A liquid purification system is provided. Although not limited to water, the purification system is especially suitable for water. The purification system utilizes a vessel having antimicrobial inner wall load bearing surfaces and/or antimicrobial (antibacterial, anti-fungal, anti-mold, etc.) interior non-load bearing surfaces. When the liquid moves within the vessel and contacts the antimicrobial surfaces, the liquid becomes purified, disinfected or sanitized. The inner wall load bearing surfaces and non-load bearing interior surfaces of the vessel may be manufactured from a host polymer that has antimicrobial organo-metallic additives which form a solid-solution with the host polymer and are distributed homogeneously throughout the host polymer. The host polymer matrix may be an organic material, an inorganic material or an organic-inorganic material blend. The antimicrobial agent polymer matrix may be located in localized zones within the vessel.

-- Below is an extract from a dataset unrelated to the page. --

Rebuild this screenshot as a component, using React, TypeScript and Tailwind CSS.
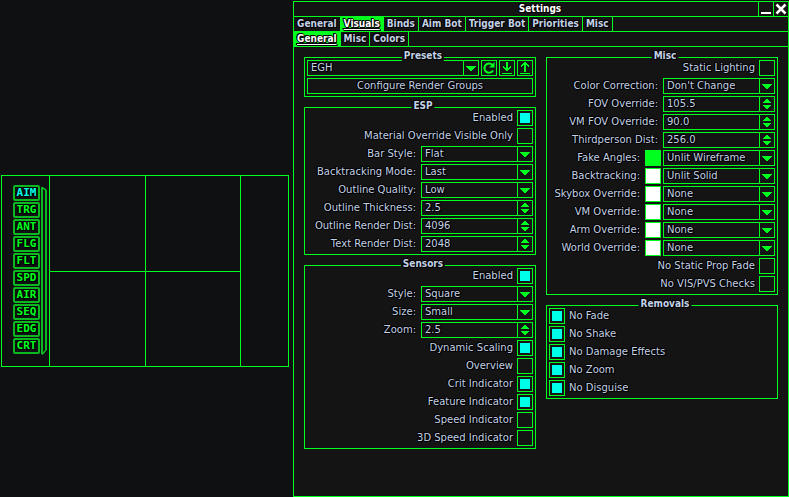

It is well known to provide vessels for storing or transporting liquids. For example, stationary water-based liquids vessel structures such as cisterns, rain barrels and portable vessels such as bottles and multi-gallon jugs are often used to transport and/or store liquids. During use, these vessels have the potential to become contaminated with disease causing agents. As a result, antimicrobial containing vessels have been created, some having purification, disinfecting and/or sanitization pathways, which help the purification, disinfecting and/or sanitization of liquid for portable use (such as drinking bottles, etc.), private homes, businesses, and public facilities.
Examples of existing art appear in numerous products. In-home activated carbon based filter systems use carbon to filter particulate matter from the liquid, but do not offer sanitation, relying on the antimicrobial functioning of chlorine additives. Reverse osmosis devices require high pressure to force water flow through membranes. None of these methods are useful in producing sanitized water in water storage tanks. Chlorine and similar additives can offer sanitation functionality, but they require maintaining appropriate chemical levels in the liquid.
Present water-based liquid purification systems generally rely on activated carbon filters, chlorine and similar additives, reverse osmosis devices, etc. Although these methods have demonstrated some utility, they typically suffer from several limitations of which the following are the most often cited: 1) limited life expectancy of the vessel; 2) high initial system costs; 3) the vessels generally do not confer significant antimicrobial resistance; 4) narrow range of effectiveness against anti-microbial agents; 5) toxic to viruses and molds with potential toxicity to humans at the levels employed; 6) minimal portability for systems providing high efficacy performance; 7) costly system preventive maintenance; 8) costly system consumables; and 9) potential for compromised system performance.
An improved water-based liquid vessel which has increased antimicrobial agent activity and overcomes these limitations would play a valuable role in producing a healthier environment, creating a smaller carbon footprint, and enhancing sustainability. Accordingly, the present water-based liquid vessel is provided.